All four markers — sited alongside monuments including an obelisk and the Lion of Atlanta, which guards the graves of 3,000 unknown Confederate dead — give information about the historical moment in which the Confederate monuments were built. All are funded by a private donor through the history center, Hale said. Though large and free-standing, the panels are relatively inexpensive, costing around $11,000 total, he said.
Hale said he hopes he can encourage other places around the country to follow in Atlanta’s footsteps. The Atlanta History Center in 2016 debuted a comprehensive online guide to installing markers at Confederate monuments.
“We want people to go to the site and say, ‘Oh, I can do that,’ ” Hale said. “Depending on where they’re located, you can pretty effectively contextualize many of these with a marker. It doesn’t need to be perfect, it just needs to start, or continue, a conversation.”

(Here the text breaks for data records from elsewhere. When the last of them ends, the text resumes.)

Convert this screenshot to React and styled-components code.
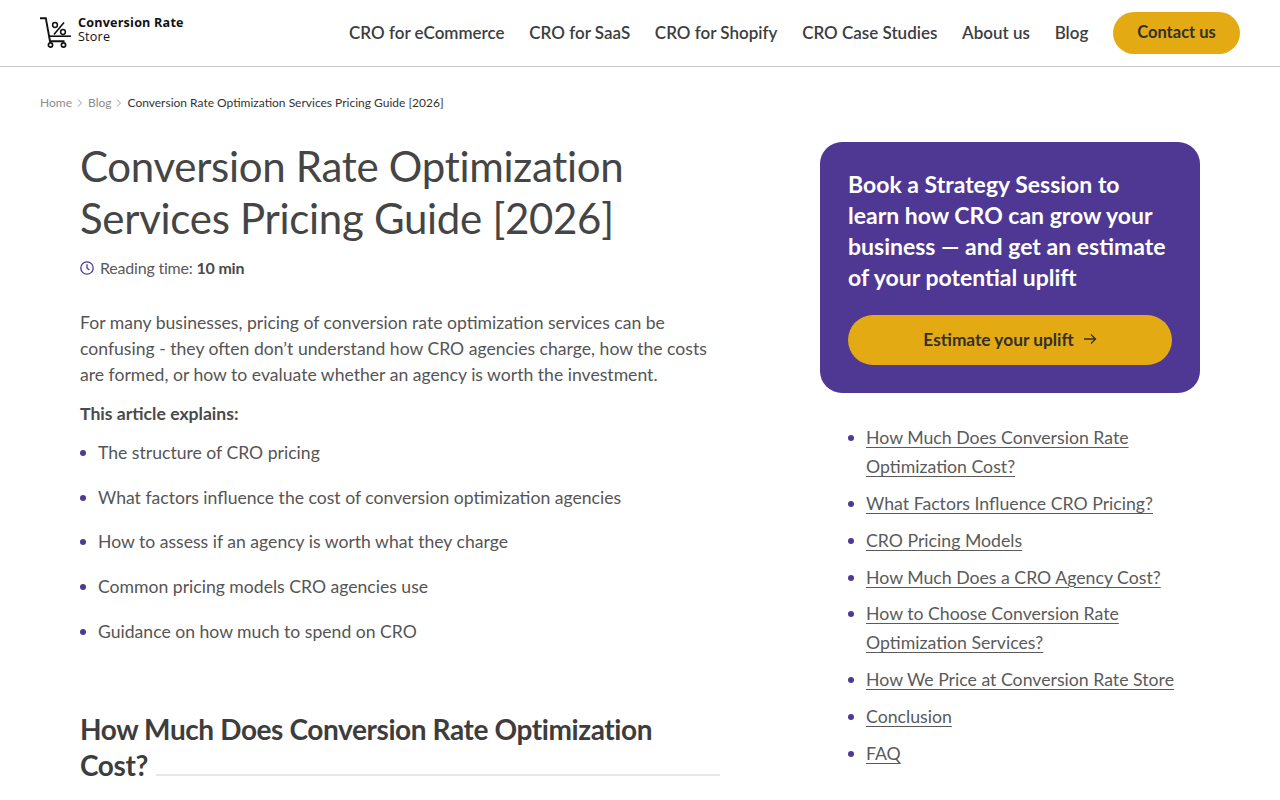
import React from 'react';
import styled, { createGlobalStyle } from 'styled-components';

const GlobalStyle = createGlobalStyle`
   html, body {
      margin: 0;
      padding: 0;
      background: #fff;
      overflow: hidden;
   }

   body {
      font-family: Lato, 'Noto Sans', sans-serif;
      color: #4a4a4a;
   }
`;

const Header = styled.header`
   height: 66px;
   border-bottom: 1px solid #c9c8d6;
   padding: 0 40px;
   display: flex;
   align-items: center;
   justify-content: space-between;
`;

const Logo = styled.a`
   display: flex;
   align-items: flex-start;
   gap: 6px;
   color: #111;
   margin-top: -1px;
`;

const LogoText = styled.div`
   font-family: 'Open Sans', sans-serif;
   font-size: 12.6px;
   line-height: 14px;
   font-weight: 700;
   letter-spacing: 0.2px;
   margin-top: -1px;

   span {
      display: block;
      font-weight: 400;
   }
`;

const Nav = styled.nav`
   display: flex;
   align-items: center;
`;

const NavLink = styled.a`
   font-size: 17px;
   line-height: 20px;
   font-weight: 600;
   color: #3d3d3d;
   margin-right: 24.7px;
   white-space: nowrap;
`;

const ContactButton = styled.a`
   width: 127px;
   height: 42px;
   border-radius: 21px;
   background: #e4aa14;
   color: #33302a;
   font-size: 16.5px;
   font-weight: 700;
   display: flex;
   align-items: center;
   justify-content: center;
   padding-bottom: 2px;
   box-sizing: border-box;
`;

const Breadcrumbs = styled.div`
   padding: 27px 40px 0;
   display: flex;
   align-items: center;
   font-size: 12px;
   line-height: 18px;
   color: #8b8b8b;
`;

const Crumb = styled.span`
   color: ${(p) => (p.$current ? '#333' : '#8b8b8b')};
`;

const CrumbSep = styled.span`
   display: flex;
   margin: 0 5px;
`;

const Layout = styled.div`
   padding: 30px 80px 0;
   display: grid;
   grid-template-columns: 640px 380px;
   justify-content: space-between;
   align-items: start;
`;

const Title = styled.h1`
   margin: -2px 0 0;
   font-size: 42px;
   line-height: 52px;
   font-weight: 400;
   letter-spacing: -0.3px;
   color: #454545;
`;

const ReadingTime = styled.div`
   margin-top: 12px;
   display: flex;
   align-items: center;
   gap: 6px;
   font-size: 16px;
   line-height: 24px;
   letter-spacing: -0.2px;
   color: #5a5a5a;

   b {
      font-weight: 700;
      color: #4a4a4a;
   }
`;

const Paragraph = styled.p`
   margin: 30px 0 0;
   font-size: 17.6px;
   line-height: 26px;
   color: #555;
`;

const Strong = styled.p`
   margin: 13px 0 0;
   font-size: 17.6px;
   line-height: 26px;
   font-weight: 700;
   color: #4a4a4a;
`;

const BulletList = styled.ul`
   margin: 13px 0 0;
   padding: 0;
   list-style: none;
`;

const Bullet = styled.li`
   position: relative;
   padding-left: 18px;
   margin-bottom: 18.7px;
   font-size: 17.6px;
   line-height: 26px;
   color: #555;

   &::before {
      content: '';
      position: absolute;
      left: 0;
      top: 10px;
      width: 6px;
      height: 6px;
      border-radius: 50%;
      background: #4f3a93;
   }
`;

const SectionTitle = styled.h2`
   position: relative;
   overflow: hidden;
   margin: 66px 0 0;
   font-size: 28px;
   line-height: 36px;
   font-weight: 700;
   letter-spacing: -0.4px;
   color: #3d3d3d;

   &::after {
      content: '';
      position: absolute;
      width: 640px;
      height: 2px;
      margin: 27px 0 0 8px;
      background: #e6e6f4;
   }
`;

const Promo = styled.div`
   background: #4e3893;
   border-radius: 22px;
   padding: 26.5px 28px 28px;
`;

const PromoText = styled.div`
   font-size: 23px;
   line-height: 31.3px;
   font-weight: 700;
   color: #fff;
`;

const PromoButton = styled.a`
   margin-top: 21.5px;
   height: 50px;
   border-radius: 25px;
   background: #e4aa14;
   color: #33302a;
   font-size: 17.3px;
   font-weight: 700;
   display: flex;
   align-items: center;
   justify-content: center;
   gap: 9px;
   padding-bottom: 2px;
   box-sizing: border-box;
`;

const Toc = styled.ul`
   margin: 30px 0 0;
   padding: 0 0 0 46px;
   list-style: none;
`;

const TocItem = styled.li`
   position: relative;
   margin-bottom: 7.8px;
   font-size: 17.7px;
   line-height: 29px;

   &::before {
      content: '';
      position: absolute;
      left: -18px;
      top: 12px;
      width: 6px;
      height: 6px;
      border-radius: 50%;
      background: #4f3a93;
   }
`;

const TocLink = styled.a`
   color: #5a5a5a;
   text-decoration: underline;
   text-decoration-thickness: 1px;
   text-underline-offset: 3px;
`;

const CartLogo = () => (
   <svg width="32" height="31" viewBox="0 0 32 31" fill="none" stroke="#111">
      <path d="M0 1.2h5.8L10 24.2h14.5" strokeWidth="1.9" />
      <path d="M9 19.2h22" strokeWidth="1.6" />
      <circle cx="10.5" cy="28" r="2.1" strokeWidth="1.7" />
      <circle cx="23.5" cy="28" r="2.1" strokeWidth="1.7" />
      <path d="M14 17.5 24 5.5" strokeWidth="1.6" />
      <circle cx="15" cy="8" r="2.4" strokeWidth="1.5" />
      <circle cx="23" cy="15" r="2.4" strokeWidth="1.5" />
   </svg>
);

const Chevron = () => (
   <svg width="6" height="8" viewBox="0 0 6 8" fill="none" stroke="#999" strokeWidth="1">
      <path d="M1 .5 4.5 4 1 7.5" />
   </svg>
);

const ClockIcon = () => (
   <svg width="14" height="14" viewBox="0 0 14 14" fill="none" stroke="#4e3893" strokeWidth="1.3">
      <circle cx="7" cy="7" r="6.2" />
      <path d="M7 3.2V7l2.4 2" />
   </svg>
);

const ArrowIcon = () => (
   <svg width="14" height="12" viewBox="0 0 14 12" fill="none" stroke="#33302a" strokeWidth="1.3">
      <path d="M1 6h11.5M8 1.5 12.5 6 8 10.5" />
   </svg>
);

const navItems = [
   'CRO for eCommerce',
   'CRO for SaaS',
   'CRO for Shopify',
   'CRO Case Studies',
   'About us',
   'Blog',
];

const bullets = [
   'The structure of CRO pricing',
   'What factors influence the cost of conversion optimization agencies',
   'How to assess if an agency is worth what they charge',
   'Common pricing models CRO agencies use',
   'Guidance on how much to spend on CRO',
];

const tocItems = [
   'How Much Does Conversion Rate Optimization Cost?',
   'What Factors Influence CRO Pricing?',
   'CRO Pricing Models',
   'How Much Does a CRO Agency Cost?',
   'How to Choose Conversion Rate Optimization Services?',
   'How We Price at Conversion Rate Store',
   'Conclusion',
   'FAQ',
];

const App = () => {
   return (
      <>
         <GlobalStyle />
         <Header>
            <Logo>
               <CartLogo />
               <LogoText>
                  Conversion Rate
                  <span>Store</span>
               </LogoText>
            </Logo>
            <Nav>
               {navItems.map((item) => (
                  <NavLink key={item}>{item}</NavLink>
               ))}
               <ContactButton>Contact us</ContactButton>
            </Nav>
         </Header>

         <Breadcrumbs>
            <Crumb>Home</Crumb>
            <CrumbSep>
               <Chevron />
            </CrumbSep>
            <Crumb>Blog</Crumb>
            <CrumbSep>
               <Chevron />
            </CrumbSep>
            <Crumb $current>Conversion Rate Optimization Services Pricing Guide [2026]</Crumb>
         </Breadcrumbs>

         <Layout>
            <main>
               <Title>Conversion Rate Optimization Services Pricing Guide [2026]</Title>
               <ReadingTime>
                  <ClockIcon />
                  <span>
                     Reading time: <b>10 min</b>
                  </span>
               </ReadingTime>
               <Paragraph>
                  For many businesses, pricing of conversion rate optimization services can be
                  confusing - they often don’t understand how CRO agencies charge, how the costs
                  are formed, or how to evaluate whether an agency is worth the investment.
               </Paragraph>
               <Strong>This article explains:</Strong>
               <BulletList>
                  {bullets.map((item) => (
                     <Bullet key={item}>{item}</Bullet>
                  ))}
               </BulletList>
               <SectionTitle>How Much Does Conversion Rate Optimization Cost?</SectionTitle>
            </main>

            <aside>
               <Promo>
                  <PromoText>
                     Book a Strategy Session to learn how CRO can grow your business — and get an
                     estimate of your potential uplift
                  </PromoText>
                  <PromoButton>
                     Estimate your uplift
                     <ArrowIcon />
                  </PromoButton>
               </Promo>
               <Toc>
                  {tocItems.map((item) => (
                     <TocItem key={item}>
                        <TocLink>{item}</TocLink>
                     </TocItem>
                  ))}
               </Toc>
            </aside>
         </Layout>
      </>
   );
};

export default App;
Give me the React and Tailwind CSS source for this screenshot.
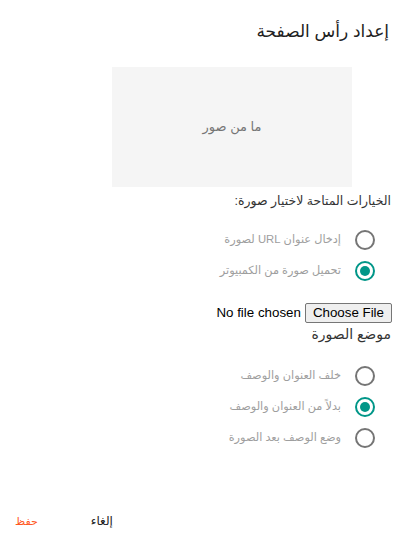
import React from "react";

function Radio({ checked, label }) {
  return (
    <label className="flex items-center gap-[14px] h-[31px] cursor-pointer">
      <span
        className={
          "flex items-center justify-center w-[20px] h-[20px] rounded-full border-2 " +
          (checked ? "border-[#009688]" : "border-[#757575]")
        }
      >
        {checked && <span className="w-[10px] h-[10px] rounded-full bg-[#009688]" />}
      </span>
      <span className="text-[11.3px] text-[#9e9e9e]">{label}</span>
    </label>
  );
}

export default function App() {
  return (
    <div
      dir="rtl"
      className="relative w-[411px] h-[543px] bg-white overflow-hidden"
      style={{ fontFamily: '"Liberation Sans", "DejaVu Sans", sans-serif' }}
    >
      <div className="pt-[19px] pr-[22px] text-[17px] leading-[26px] text-[#212121]">
        إعداد رأس الصفحة
      </div>
      <div className="flex pr-[59px] mt-[22px]">
        <div className="w-[240px] h-[120px] bg-[#f5f5f5] flex items-center justify-center text-[13px] text-[#757575]">
          ما من صور
        </div>
      </div>
      <div className="pr-[20px] mt-[6px] text-[12.5px] leading-[16px] text-[#333]">
        الخيارات المتاحة لاختيار صورة:
      </div>
      <div className="pr-[36px] mt-[15px] flex flex-col">
        <Radio label="إدخال عنوان URL لصورة" />
        <Radio checked label="تحميل صورة من الكمبيوتر" />
      </div>
      <div className="pr-[19px] mt-[17px] h-[20px] flex items-center">
        <input
          type="file"
          className="text-[13.33px] leading-[16px] text-black file:me-[4px] file:border file:border-solid file:border-[#767676] file:bg-[#efefef] file:rounded-[2px] file:px-[7px] file:py-[1px] file:text-[13.33px] file:text-black"
        />
      </div>
      <div className="pr-[20px] mt-[3px] text-[14px] leading-[16px] text-[#333]">
        موضع الصورة
      </div>
      <div className="pr-[36px] mt-[18px] flex flex-col">
        <Radio label="خلف العنوان والوصف" />
        <Radio checked label="بدلاً من العنوان والوصف" />
        <Radio label="وضع الوصف بعد الصورة" />
      </div>
      <div className="absolute bottom-[12px] left-[15px] flex flex-row-reverse gap-[53px] text-[12px] leading-[20px]">
        <span className="text-[11px] text-[#ff5722]">حفظ</span>
        <span className="text-[#212121]">إلغاء</span>
      </div>
    </div>
  );
}
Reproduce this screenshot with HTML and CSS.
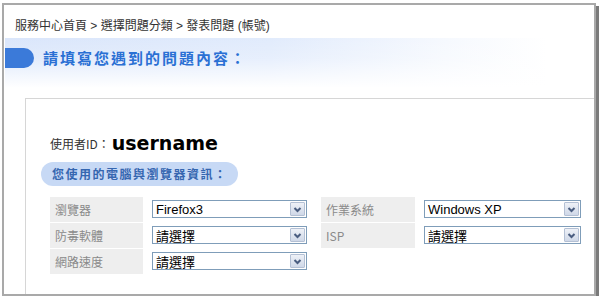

It wasn’t the quest for perfection that derailed plans to add explanatory signs to a Confederate fountain in Helena, Mont., however.
The fountain, installed in the early 1900s as one of the only Confederate monuments in the northwestern United States, included an inscription on its side that dubbed it “A Loving Tribute to our Confederate Soldiers.” City officials began discussing adding a contextualizing sign in 2015, but ultimately chose to remove the fountain in August 2017.
That decision followed urgent calls for its elimination and worry that its continued presence might spur violence, according to Ed Noonan, a city commissioner for Helena.
But it was also about the word count.
“To put it in a full historical context, it was too massive an amount of information,” Noonan said. “Ultimately, people thought language was just inadequate.”